After years of working with C-suite leaders across industries, a clear pattern emerges. The concerns that keep executives awake aren’t about frameworks or cloud platforms. They’re about delivery certainty, accountability, risk containment, and whether the partner truly understands what it means to execute at enterprise scale.

The Real Problem Isn’t Finding Developers

Most large organizations can find development resources. The market is full of them. The challenge is finding a partner who can operate within the reality of enterprise complexity: legacy systems that can’t be switched off, compliance requirements that evolve mid-project, stakeholder groups with competing priorities, and the simple fact that failure isn’t an option when millions of dollars and critical business functions are on the line.

This is where most partnerships fail. Not because of technical incompetence, but because the partner doesn’t grasp the weight of enterprise consequences. A startup mentality of “move fast and break things” doesn’t work when breaking things means regulatory penalties, customer attrition, or operational downtime.

CXOs know this. They’ve seen promising partnerships collapse under the pressure of actual delivery. They’ve watched vendors overcommit and underdeliver. They’ve inherited projects where the original team disappeared or handed off work to junior resources halfway through. The scar tissue from these experiences shapes how they evaluate new partners.

Delivery Certainty Above Everything Else

The first question on any executive’s mind is simple: will this actually get done? Not whether it’s possible in theory, but whether this specific partner, with this specific team, can deliver on time and to specification.

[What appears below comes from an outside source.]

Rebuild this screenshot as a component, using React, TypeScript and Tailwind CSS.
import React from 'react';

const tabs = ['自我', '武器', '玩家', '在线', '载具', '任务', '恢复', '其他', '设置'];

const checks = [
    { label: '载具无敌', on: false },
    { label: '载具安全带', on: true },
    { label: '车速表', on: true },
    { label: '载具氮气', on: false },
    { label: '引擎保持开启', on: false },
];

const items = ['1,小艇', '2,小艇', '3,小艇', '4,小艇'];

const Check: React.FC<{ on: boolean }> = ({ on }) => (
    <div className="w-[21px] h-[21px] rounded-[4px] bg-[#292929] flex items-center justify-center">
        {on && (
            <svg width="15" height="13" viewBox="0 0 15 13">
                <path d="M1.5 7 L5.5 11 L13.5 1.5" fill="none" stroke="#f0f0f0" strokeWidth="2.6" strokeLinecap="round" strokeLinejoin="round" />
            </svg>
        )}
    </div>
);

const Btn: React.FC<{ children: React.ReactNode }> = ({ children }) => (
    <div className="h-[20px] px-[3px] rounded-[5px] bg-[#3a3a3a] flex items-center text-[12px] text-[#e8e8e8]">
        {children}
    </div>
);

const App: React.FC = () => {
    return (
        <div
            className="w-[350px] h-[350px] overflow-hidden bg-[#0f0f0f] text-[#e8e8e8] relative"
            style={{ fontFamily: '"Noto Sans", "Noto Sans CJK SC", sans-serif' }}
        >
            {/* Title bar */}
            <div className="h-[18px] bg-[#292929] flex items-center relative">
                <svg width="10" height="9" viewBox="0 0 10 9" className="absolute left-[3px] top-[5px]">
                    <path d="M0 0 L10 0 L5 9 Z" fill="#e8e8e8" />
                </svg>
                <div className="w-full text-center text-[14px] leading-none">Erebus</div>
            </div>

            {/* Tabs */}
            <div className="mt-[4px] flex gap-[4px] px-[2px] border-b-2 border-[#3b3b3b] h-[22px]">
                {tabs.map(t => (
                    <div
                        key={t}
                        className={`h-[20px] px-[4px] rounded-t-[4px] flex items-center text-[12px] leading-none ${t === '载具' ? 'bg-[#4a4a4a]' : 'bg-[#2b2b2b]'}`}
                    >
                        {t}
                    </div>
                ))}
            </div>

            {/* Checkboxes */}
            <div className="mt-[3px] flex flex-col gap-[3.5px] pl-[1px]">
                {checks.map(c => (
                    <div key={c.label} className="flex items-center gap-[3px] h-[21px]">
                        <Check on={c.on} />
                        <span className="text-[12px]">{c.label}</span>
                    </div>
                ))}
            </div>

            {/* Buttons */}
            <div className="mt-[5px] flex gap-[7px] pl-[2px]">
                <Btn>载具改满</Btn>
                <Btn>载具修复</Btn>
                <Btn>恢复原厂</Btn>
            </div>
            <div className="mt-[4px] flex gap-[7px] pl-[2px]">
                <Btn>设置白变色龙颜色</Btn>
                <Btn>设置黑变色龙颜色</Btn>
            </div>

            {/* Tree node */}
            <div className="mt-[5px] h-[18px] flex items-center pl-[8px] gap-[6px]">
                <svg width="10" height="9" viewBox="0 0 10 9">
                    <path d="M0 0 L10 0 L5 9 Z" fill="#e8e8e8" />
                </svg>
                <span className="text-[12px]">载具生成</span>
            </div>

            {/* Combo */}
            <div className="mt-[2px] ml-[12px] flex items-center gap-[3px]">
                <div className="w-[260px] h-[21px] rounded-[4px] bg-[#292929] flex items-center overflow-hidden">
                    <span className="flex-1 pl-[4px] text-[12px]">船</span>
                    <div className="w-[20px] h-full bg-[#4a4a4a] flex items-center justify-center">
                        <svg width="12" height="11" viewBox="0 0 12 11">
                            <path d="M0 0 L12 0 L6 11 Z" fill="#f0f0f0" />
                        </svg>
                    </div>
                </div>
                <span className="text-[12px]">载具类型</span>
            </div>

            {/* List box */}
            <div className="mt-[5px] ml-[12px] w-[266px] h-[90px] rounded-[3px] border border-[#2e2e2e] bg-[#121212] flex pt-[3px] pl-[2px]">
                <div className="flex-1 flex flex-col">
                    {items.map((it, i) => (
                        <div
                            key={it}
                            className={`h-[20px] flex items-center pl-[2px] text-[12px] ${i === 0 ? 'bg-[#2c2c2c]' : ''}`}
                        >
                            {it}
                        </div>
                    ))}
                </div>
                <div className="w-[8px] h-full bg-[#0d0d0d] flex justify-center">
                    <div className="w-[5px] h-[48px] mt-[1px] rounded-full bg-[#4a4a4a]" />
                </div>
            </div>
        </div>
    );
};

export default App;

This means looking for evidence of structured delivery practices. Real project governance, not just agile ceremonies. Clear milestones with acceptance criteria. Regular executive-level reviews that address risk, not just progress. The ability to escalate and resolve issues before they become crises.

CXOs want to see senior leadership involvement from the partner. Not just during the sales process, but throughout delivery. When problems arise, and they always do in complex programs, executives need to know there’s someone on the other side with authority and accountability. A relationship with a named technical director or delivery lead who owns the outcome matters more than a roster of available developers.

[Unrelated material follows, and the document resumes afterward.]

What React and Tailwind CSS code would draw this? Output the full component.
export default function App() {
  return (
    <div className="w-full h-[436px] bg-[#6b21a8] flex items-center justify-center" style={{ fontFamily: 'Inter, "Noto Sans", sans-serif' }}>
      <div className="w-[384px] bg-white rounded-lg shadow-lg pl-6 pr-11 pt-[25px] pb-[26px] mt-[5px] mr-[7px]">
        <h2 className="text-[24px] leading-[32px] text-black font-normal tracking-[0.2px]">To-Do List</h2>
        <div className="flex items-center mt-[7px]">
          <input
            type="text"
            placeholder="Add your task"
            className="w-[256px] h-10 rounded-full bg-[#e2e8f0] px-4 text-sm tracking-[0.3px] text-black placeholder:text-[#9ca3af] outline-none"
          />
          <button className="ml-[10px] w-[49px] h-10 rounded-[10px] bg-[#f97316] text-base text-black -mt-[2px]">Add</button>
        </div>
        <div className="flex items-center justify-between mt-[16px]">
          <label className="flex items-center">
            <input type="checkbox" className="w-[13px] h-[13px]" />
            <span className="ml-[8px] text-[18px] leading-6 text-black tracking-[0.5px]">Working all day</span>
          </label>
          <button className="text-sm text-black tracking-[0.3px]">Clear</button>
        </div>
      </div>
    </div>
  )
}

This is where Ozrit’s approach differs from typical vendors. The company structures engagements with dedicated senior technical leads who stay involved from design through deployment. These aren’t account managers or coordinators. They’re experienced architects and engineering leaders who own delivery quality and maintain direct communication with client stakeholders. For a CIO or CTO, this means having a peer-level technical contact who understands both the solution and the business context.

Team Stability and Capacity Matter More Than You’d Think

One of the quietest risks in outsourced development is team turnover. A project starts with strong resources, then gradually key people rotate off to other engagements. Knowledge walks out the door. Quality degrades. Timelines slip.

Smart executives probe for this during vendor selection. They ask about team composition, retention rates, and bench strength. They want to know: if your lead developer leaves, what happens? If we need to scale up quickly, where do those resources come from? How do you maintain continuity?

The size and structure of the partner organization matters here. A firm with 400+ engineers has the depth to handle resource planning, unexpected absences, and scope changes without destabilizing a project. They can bring in specialized expertise for specific phases without disrupting the core team. This isn’t about billing more resources. It’s about having the organizational capacity to absorb normal project turbulence without passing the risk back to the client.

Ozrit’s team size provides this kind of buffer. With over 400 engineers and technical staff, the company can staff enterprise programs with dedicated teams while maintaining backup resources for specialized needs. More importantly, they structure projects so that knowledge isn’t concentrated in one or two people. Documentation, code reviews, and regular knowledge transfer sessions are built into the delivery process, not added as afterthoughts.

Onboarding Speed Reduces Early-Stage Risk

The first 30 to 60 days of any enterprise development engagement are critical. This is when the partner needs to understand existing systems, absorb business context, align with internal teams, and establish working patterns. If onboarding is slow or chaotic, the entire project timeline is at risk.

CXOs care about this because delayed onboarding translates directly into delayed value. Every week spent getting up to speed is a week not spent delivering functionality. In regulated industries or time-sensitive initiatives, this delay can have material business impact.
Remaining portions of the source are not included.